Ah, change CONFIG_NETFILTER_NETLINK to be Y not M and see if that fixes this issue.
(In reply to comment #6) > Ah, change CONFIG_NETFILTER_NETLINK to be Y not M and see if that fixes this > issue. > Same issue even with the above compiled into the kernel, rather than as a modules. it did give me a chance to grab the rest of the error messages, again requiring a good 'ole --rebuild-tree... "udevd[2108]: get_netlink_msg: unable to receive kernel netlink message: socket operation on non-socket udevd[2108]: get_ctrl_msg: unable to receive udev user message: socket operation on non-socket"

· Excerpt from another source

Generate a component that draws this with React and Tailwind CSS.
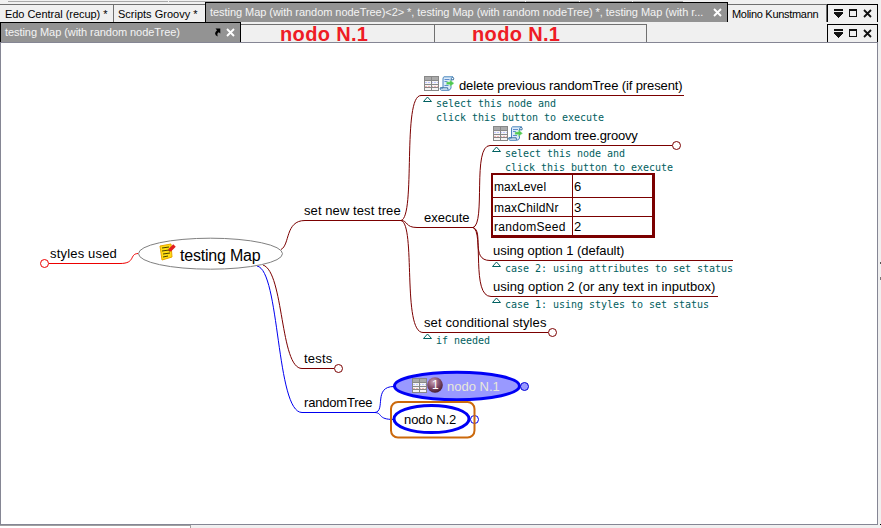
import React from "react";

function Label({ className, children }) {
  return <div className={"absolute whitespace-pre leading-[14px] " + className}>{children}</div>;
}

const nodeText = "text-[13px] text-black ";
const noteText = "font-['DejaVu_Sans_Mono',monospace] text-[10px] tracking-[-0.02px] text-[#006060] ";

function Controls() {
  return (
    <svg className="h-[18px] w-[51px] shrink-0 bg-[#f0f0f0]" viewBox="0 0 51 18" shapeRendering="crispEdges">
      <path d="M.5 18V.5H50.5V18" fill="none" stroke="#000" />
      <path d="M7 5h9v2H7zM7 8h9v2H7zM8 10h7v1H8zM9 11h5v1H9zM10 12h3v1h-3zM11 13h1v1h-1z" fill="#111" />
      <path d="M22 5h8v8h-8zM23 7v5h6V7z" fill="#111" fillRule="evenodd" />
      <path d="M37 6l7 7M44 6l-7 7" stroke="#111" strokeWidth="1.8" shapeRendering="auto" />
    </svg>
  );
}

function Close() {
  return (
    <svg className="h-[9px] w-[9px] shrink-0" viewBox="0 0 9 9">
      <path d="M1 1l7 7M8 1L1 8" stroke="#fff" strokeWidth="1.9" />
    </svg>
  );
}

function TopBar() {
  return (
    <div className="flex h-[20px] items-end text-[11px]">
      <div className="flex h-[18px] w-[114px] shrink-0 items-center border-t border-r border-[#707070] pt-px pl-[5px] whitespace-pre tracking-[-0.04px]">Edo Central (recup) *</div>
      <div className="flex h-[18px] w-[91px] shrink-0 items-center border-t border-[#707070] pt-px pl-[4px] whitespace-pre">Scripts Groovy *</div>
      <div className="flex h-[20px] w-[523px] shrink-0 items-center border-t border-r border-l border-black bg-[#939393] pl-[4px] text-[#f4f4f4]">
        <span className="w-[503px] whitespace-pre tracking-[-0.048px]">testing Map (with random nodeTree)&lt;2&gt; *, testing Map (with random nodeTree) *, testing Map (with r...</span>
        <Close />
      </div>
      <div className="flex h-[18px] w-[99px] shrink-0 items-center border-t border-r border-[#707070] pt-px pl-[4px] whitespace-pre tracking-[-0.3px]">Molino Kunstmann</div>
      <Controls />
    </div>
  );
}

function SecondBar() {
  return (
    <div className="flex h-[20px] items-end text-[11px]">
      <div className="flex h-[20px] w-[241px] shrink-0 items-center border-t border-r border-l border-black bg-[#939393] pl-[4px] text-[#f4f4f4]">
        <span className="w-[209px] whitespace-pre tracking-[-0.06px]">testing Map (with random nodeTree)</span>
        <svg className="mr-[5px] h-[9px] w-[7px]" viewBox="0 0 7 9">
          <path d="M1.500 .5H6.300v5L4.800 4.200Q2.500 5 3.800 8.500Q-1.200 6 3 2.300z" fill="#000" />
        </svg>
        <Close />
      </div>
      <div className="flex h-[18px] w-[194px] shrink-0 items-center border-t border-r border-[#707070] pl-[39px] text-[20px] leading-[18px] font-bold whitespace-pre text-[#ee1c25] tracking-[0.35px]">nodo N.1</div>
      <div className="flex h-[18px] w-[212px] shrink-0 items-center border-t border-r border-[#707070] pl-[37px] text-[20px] leading-[18px] font-bold whitespace-pre text-[#ee1c25] tracking-[0.35px]">nodo N.1</div>
      <div className="w-[180px] shrink-0" />
      <Controls />
    </div>
  );
}

function TableIcon({ x, y }) {
  return (
    <g transform={`translate(${x} ${y})`} shapeRendering="crispEdges">
      <path d="M0 0h15v15H0z" fill="#f5f5f5" />
      <path d="M0 0h15v4H0z" fill="#aaa" />
      <path d="M1 6h13" stroke="#bfc4ff" strokeDasharray="2 1" />
      <path d="M1 10h13" stroke="#f2b6b6" strokeDasharray="2 1" />
      <path d="M.5.5h14v14H.5zM0 4.5h15M0 8.5h15M0 11.5h15M7.5 0v15" fill="none" stroke="#888" />
    </g>
  );
}

function ScriptIcon({ x, y }) {
  return (
    <g transform={`translate(${x} ${y})`}>
      <path d="M4.500 .8H13.500Q11.300 1.500 11.500 4V12Q11 14.300 8.500 14.300H2Q.4 14 .6 12H3.500V3Q3.400 1.200 4.500 .8z" fill="#dcebfa" stroke="#4b86bb" />
      <path d="M13.200 1Q14.800 2 14 3.800H11.500M.8 11.800H8.200Q8 14 9 14" fill="none" stroke="#39709f" />
      <path d="M5 3.500h5M5 5.500h3M5 9.500h4" stroke="#5c8dce" />
      <path d="M7 6h3.500V4L14.500 7.300L10.500 10.500V8.500H7z" fill="#50c850" stroke="#a5e6a5" strokeWidth=".5" />
    </g>
  );
}

function NotePointer({ x, y }) {
  return <path d={`M${x} ${y + 4.5}h8l-4 -4.5z`} fill="none" stroke="#006060" />;
}

function Drawing() {
  return (
    <svg className="absolute top-0 left-0 h-[528px] w-[881px]" viewBox="0 0 881 528" fill="none">
      <defs>
        <radialGradient id="ball" cx=".4" cy=".3" r=".75">
          <stop offset="0" stopColor="#c8a3b6" />
          <stop offset=".5" stopColor="#84506c" />
          <stop offset="1" stopColor="#40182c" />
        </radialGradient>
      </defs>
      <g stroke="#7b0000">
        <path d="M281 249.5C290 245 285 220.5 305 220.5H401" />
        <path d="M263 265C284 272 280 368.5 302 368.5H334" />
        <path d="M401 220.5C416 217 402 95.5 421 95.5H684" />
        <path d="M401 220.5C408 220.5 405 227.5 417 227.5H473" />
        <path d="M401 220.5C416 224 402 332.5 423 332.5H548" />
        <path d="M473 227.5C486 224 472 145.5 490 145.5H672" />
        <path d="M473 227.5C484 231 470 260.5 490 260.5H733" />
        <path d="M473 227.5C484 231 471 296.5 491 296.5H718" />
        <circle cx="338.5" cy="368.5" r="4" fill="#fff" />
        <circle cx="676.5" cy="145.5" r="4" fill="#fff" />
        <circle cx="552.5" cy="332.5" r="4" fill="#fff" />
      </g>
      <g stroke="#ed0000">
        <path d="M138 253.5C129 254 136 263.5 120 263.5H49" />
        <circle cx="44.5" cy="263.5" r="4" fill="#fff" />
      </g>
      <g stroke="#0000f0">
        <path d="M257 266C280 270 276 412.5 302 412.5H375" />
        <path d="M375 412.5C386 411 373 386.5 394 386.5" />
        <path d="M375 412.5C383 413 377 419.5 394 419.5" />
      </g>
      <ellipse cx="210.5" cy="253.7" rx="72" ry="15.5" fill="#fff" stroke="#808080" />
      <ellipse cx="457" cy="386" rx="62.5" ry="13.7" fill="#9999ff" stroke="#0000f5" strokeWidth="3" />
      <circle cx="524.5" cy="386.5" r="4" fill="#9999ff" stroke="#0000d8" />
      <circle cx="474.5" cy="419.5" r="4" fill="#fff" stroke="#0000f0" />
      <rect x="391" y="402" width="83.5" height="35.5" rx="7" stroke="#cb690c" strokeWidth="2" />
      <ellipse cx="431.5" cy="419" rx="37.5" ry="13.5" fill="#fff" stroke="#0000f5" strokeWidth="3" />
      <NotePointer x={423.5} y={97} />
      <NotePointer x={492.5} y={147} />
      <NotePointer x={492.5} y={262} />
      <NotePointer x={492.5} y={298} />
      <NotePointer x={423.5} y={334} />
      <TableIcon x={424} y={76} />
      <ScriptIcon x={439.5} y={76} />
      <TableIcon x={493} y={126} />
      <ScriptIcon x={508} y={126} />
      <TableIcon x={412} y={378} />
      <circle cx="435" cy="385" r="7.8" fill="url(#ball)" />
      <g>
        <path d="M160 246l11-2 1 13-10 3z" fill="#ffdc13" stroke="#e7a500" />
        <path d="M162 248l7-1M162 251l7-1M163 254l7-1M163 257l5-1" stroke="#4a4000" />
        <path d="M169 251l4-4" stroke="#7a2a10" strokeWidth="2" />
        <path d="M169.500 250.500l5-5" stroke="#e02020" strokeWidth="3.500" />
      </g>
    </svg>
  );
}

function AttributeTable() {
  return (
    <div className="absolute top-[173px] left-[491px] grid h-[65px] w-[164px] grid-cols-[80px_1fr] grid-rows-[23px_19px_1fr] border-2 border-r-[3px] border-b-[3px] border-[#7b0000] bg-white text-[12px] leading-[14px]">
      <div className="flex items-center border-r border-b border-[#7b0000] pt-px pl-[1px] tracking-[0.1px]">maxLevel</div>
      <div className="flex items-center border-b border-[#7b0000] pt-px pl-[1px] text-[13px]">6</div>
      <div className="flex items-center border-r border-b border-[#7b0000] pt-px pl-[1px] tracking-[0.2px]">maxChildNr</div>
      <div className="flex items-center border-b border-[#7b0000] pt-px pl-[1px] text-[13px]">3</div>
      <div className="flex items-center border-r border-[#7b0000] pt-px pl-px tracking-[0.3px]">randomSeed</div>
      <div className="flex items-center pt-px pl-[1px] text-[13px]">2</div>
    </div>
  );
}

export default function App() {
  return (
    <div className="flex h-[528px] w-[881px] flex-col overflow-hidden bg-[#f0f0f0] font-['Liberation_Sans',Arial,sans-serif]">
      <div className="flex h-[2px] shrink-0 items-end gap-px pl-[8px]">
        <div className="h-px w-[160px] bg-[#a8a8a8]" />
        <div className="h-px w-[356px] bg-[#a8a8a8]" />
        <div className="h-px w-[53px] bg-[#a8a8a8]" />
        <div className="h-px w-[52px] bg-[#a8a8a8]" />
        <div className="h-px w-[50px] bg-[#a8a8a8]" />
      </div>
      <TopBar />
      <SecondBar />
      <div className="flex h-[483px] shrink-0">
        <div className="relative h-[483px] w-[878px] border border-[#858694] bg-white">
          <div className="absolute -top-[43px] -left-px h-[528px] w-[881px]">
            <Drawing />
            <Label className={nodeText + "top-[247px] left-[50px] tracking-[0.18px]"}>styles used</Label>
            <Label className="top-[249px] left-[180px] text-[16px] tracking-[-0.2px] text-black">testing Map</Label>
            <Label className={nodeText + "top-[204px] left-[304px] tracking-[0.08px]"}>set new test tree</Label>
            <Label className={nodeText + "top-[352px] left-[304px] tracking-[0.2px]"}>tests</Label>
            <Label className={nodeText + "top-[396px] left-[304px] tracking-[-0.2px]"}>randomTree</Label>
            <Label className={nodeText + "top-[79px] left-[459px] tracking-[-0.11px]"}>delete previous randomTree (if present)</Label>
            <Label className={noteText + "top-[97px] left-[436px]"}>{"select this node and\nclick this button to execute"}</Label>
            <Label className={nodeText + "top-[129px] left-[528px] tracking-[-0.17px]"}>random tree.groovy</Label>
            <Label className={noteText + "top-[147px] left-[505px]"}>{"select this node and\nclick this button to execute"}</Label>
            <AttributeTable />
            <Label className={nodeText + "top-[211px] left-[424px]"}>execute</Label>
            <Label className={nodeText + "top-[244px] left-[493px] tracking-[-0.04px]"}>using option 1 (default)</Label>
            <Label className={noteText + "top-[262px] left-[505px]"}>case 2: using attributes to set status</Label>
            <Label className={nodeText + "top-[280px] left-[493px] tracking-[0.05px]"}>using option 2 (or any text in inputbox)</Label>
            <Label className={noteText + "top-[298px] left-[505px]"}>case 1: using styles to set status</Label>
            <Label className={nodeText + "top-[316px] left-[424px] tracking-[0.12px]"}>set conditional styles</Label>
            <Label className={noteText + "top-[334px] left-[436px]"}>if needed</Label>
            <Label className="top-[378px] left-[432px] text-[12px] text-white">1</Label>
            <Label className="top-[380px] left-[447px] text-[13px] text-[#e8e8d8]">nodo N.1</Label>
            <Label className={nodeText + "top-[413px] left-[404px] tracking-[-0.08px]"}>nodo N.2</Label>
          </div>
        </div>
        <div className="flex w-[3px] flex-col items-end pt-[220px]">
          <div className="h-[3px] w-px bg-[#555]" />
          <div className="mt-[13px] h-[5px] w-px bg-[#777]" />
          <div className="mt-[244px] h-px w-px bg-black" />
        </div>
      </div>
      <div className="h-[3px] w-[191px] shrink-0 border-t border-r border-[#a0a0a0] bg-white" />
    </div>
  );
}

(In reply to comment #7) > > "udevd[2108]: get_netlink_msg: unable to receive kernel netlink message: socket > operation on non-socket > udevd[2108]: get_ctrl_msg: unable to receive udev user message: socket > operation on non-socket" > Got the same problem here. Hardware I use: Toshiba Satellite P100. This is weird because I can boot using livecd's but have problems when trying to boot it from hdd. I've tried to use couple of different versions of udev but with no success. Any ideas?
This bug is still present in udev-103, but interestingly it appears only on the kernel running from the desktop but not when it runs from a CD. And doesn't appear on every machine either.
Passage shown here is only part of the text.